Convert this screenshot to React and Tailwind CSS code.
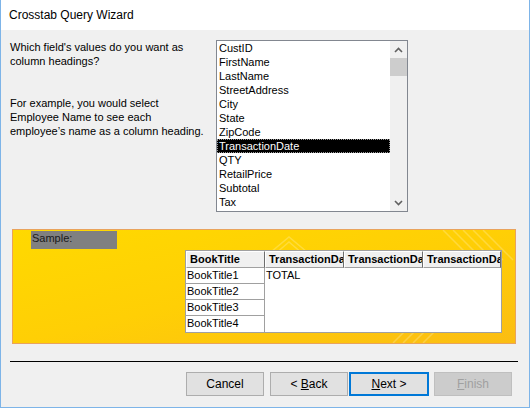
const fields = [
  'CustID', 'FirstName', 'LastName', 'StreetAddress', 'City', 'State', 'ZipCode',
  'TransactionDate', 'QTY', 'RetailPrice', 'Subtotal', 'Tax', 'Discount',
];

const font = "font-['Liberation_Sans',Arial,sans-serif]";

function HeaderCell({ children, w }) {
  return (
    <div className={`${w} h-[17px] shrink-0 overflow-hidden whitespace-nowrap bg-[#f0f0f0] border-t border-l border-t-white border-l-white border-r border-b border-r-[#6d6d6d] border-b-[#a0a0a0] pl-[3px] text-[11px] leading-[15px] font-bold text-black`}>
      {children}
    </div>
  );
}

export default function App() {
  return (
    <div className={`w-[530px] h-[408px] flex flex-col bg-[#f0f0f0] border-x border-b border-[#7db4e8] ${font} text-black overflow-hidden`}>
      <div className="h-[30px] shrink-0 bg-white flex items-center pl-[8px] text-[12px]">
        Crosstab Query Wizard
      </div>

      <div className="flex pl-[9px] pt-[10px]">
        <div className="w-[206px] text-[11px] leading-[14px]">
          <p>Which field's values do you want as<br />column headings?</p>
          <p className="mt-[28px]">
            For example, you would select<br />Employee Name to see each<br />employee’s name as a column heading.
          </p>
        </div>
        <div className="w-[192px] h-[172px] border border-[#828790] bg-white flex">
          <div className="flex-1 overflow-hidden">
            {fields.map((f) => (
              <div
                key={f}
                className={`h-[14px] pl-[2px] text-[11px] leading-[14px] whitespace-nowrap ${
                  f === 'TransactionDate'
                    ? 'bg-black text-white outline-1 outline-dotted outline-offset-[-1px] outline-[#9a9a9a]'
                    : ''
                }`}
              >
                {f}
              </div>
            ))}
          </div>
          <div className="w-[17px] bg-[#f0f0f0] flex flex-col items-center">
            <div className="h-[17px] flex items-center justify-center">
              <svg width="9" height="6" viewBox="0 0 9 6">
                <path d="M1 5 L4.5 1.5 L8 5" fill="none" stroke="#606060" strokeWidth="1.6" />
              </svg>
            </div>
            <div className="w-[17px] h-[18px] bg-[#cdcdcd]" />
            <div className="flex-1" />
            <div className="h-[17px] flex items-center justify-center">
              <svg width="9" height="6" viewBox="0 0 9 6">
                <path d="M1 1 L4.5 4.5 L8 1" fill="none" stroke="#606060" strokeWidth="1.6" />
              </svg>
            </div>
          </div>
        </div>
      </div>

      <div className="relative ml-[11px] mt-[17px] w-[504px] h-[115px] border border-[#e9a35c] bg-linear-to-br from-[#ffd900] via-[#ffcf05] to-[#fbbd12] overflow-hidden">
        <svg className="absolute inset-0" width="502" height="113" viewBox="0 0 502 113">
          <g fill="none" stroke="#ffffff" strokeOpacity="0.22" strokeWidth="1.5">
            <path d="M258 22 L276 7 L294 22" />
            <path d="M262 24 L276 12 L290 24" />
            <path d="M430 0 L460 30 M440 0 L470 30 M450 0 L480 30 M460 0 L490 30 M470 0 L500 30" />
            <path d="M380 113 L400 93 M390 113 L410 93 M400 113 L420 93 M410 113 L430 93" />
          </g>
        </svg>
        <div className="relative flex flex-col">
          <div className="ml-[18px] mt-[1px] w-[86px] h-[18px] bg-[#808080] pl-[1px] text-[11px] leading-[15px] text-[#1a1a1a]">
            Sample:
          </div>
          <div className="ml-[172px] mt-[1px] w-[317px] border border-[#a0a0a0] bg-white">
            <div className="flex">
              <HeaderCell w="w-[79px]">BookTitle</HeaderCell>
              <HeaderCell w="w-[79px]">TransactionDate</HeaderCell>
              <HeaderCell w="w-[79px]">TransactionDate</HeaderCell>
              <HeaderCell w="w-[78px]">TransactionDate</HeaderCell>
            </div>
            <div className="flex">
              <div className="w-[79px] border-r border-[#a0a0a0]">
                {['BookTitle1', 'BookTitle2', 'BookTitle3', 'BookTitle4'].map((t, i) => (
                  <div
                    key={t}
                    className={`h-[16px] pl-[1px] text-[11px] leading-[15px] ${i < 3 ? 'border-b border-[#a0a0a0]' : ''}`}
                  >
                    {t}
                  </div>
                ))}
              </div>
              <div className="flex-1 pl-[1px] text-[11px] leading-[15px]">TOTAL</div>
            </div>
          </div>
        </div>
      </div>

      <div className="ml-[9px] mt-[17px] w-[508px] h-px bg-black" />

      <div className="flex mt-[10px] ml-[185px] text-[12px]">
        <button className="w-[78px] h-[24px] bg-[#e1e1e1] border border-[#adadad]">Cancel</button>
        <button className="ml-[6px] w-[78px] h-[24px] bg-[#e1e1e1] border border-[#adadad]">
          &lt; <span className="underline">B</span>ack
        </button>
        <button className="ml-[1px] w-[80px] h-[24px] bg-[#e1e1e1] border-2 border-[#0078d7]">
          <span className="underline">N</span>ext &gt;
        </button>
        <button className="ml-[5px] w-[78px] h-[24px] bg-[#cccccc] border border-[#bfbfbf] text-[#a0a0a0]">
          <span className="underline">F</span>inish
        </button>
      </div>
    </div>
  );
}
* * * * * * * * *
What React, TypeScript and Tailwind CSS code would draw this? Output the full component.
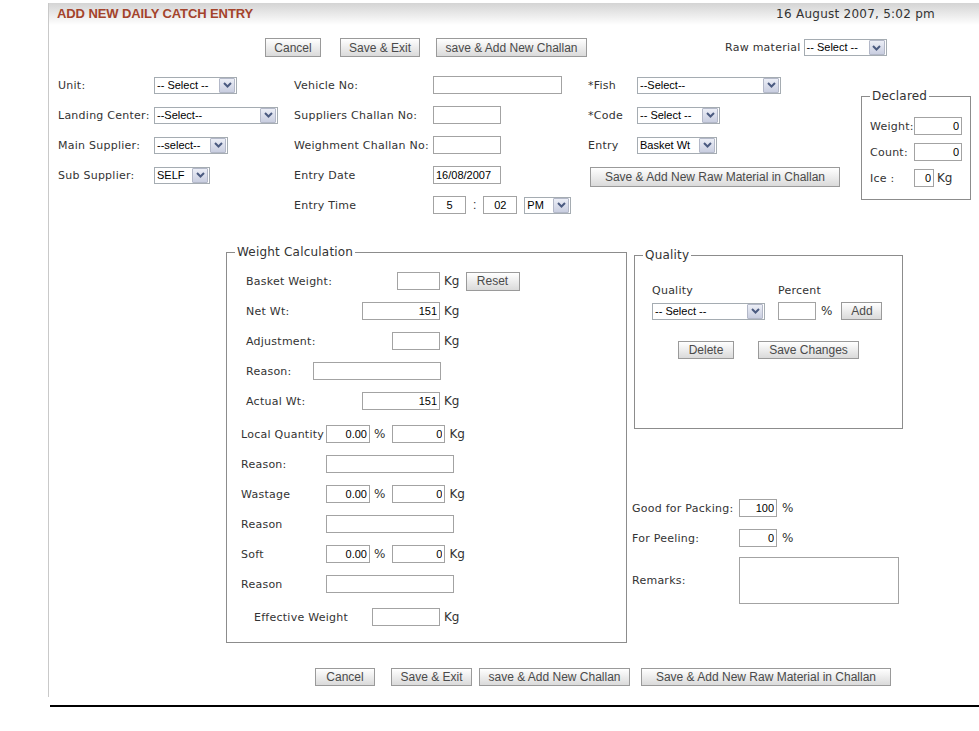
* * * * * * * * *
**Direction:**
Take every line from the records above that has the word "React" and copy it.

**Reply to the task:**
Convert this screenshot to React and Tailwind CSS code.
What React, TypeScript and Tailwind CSS code would draw this? Output the full component.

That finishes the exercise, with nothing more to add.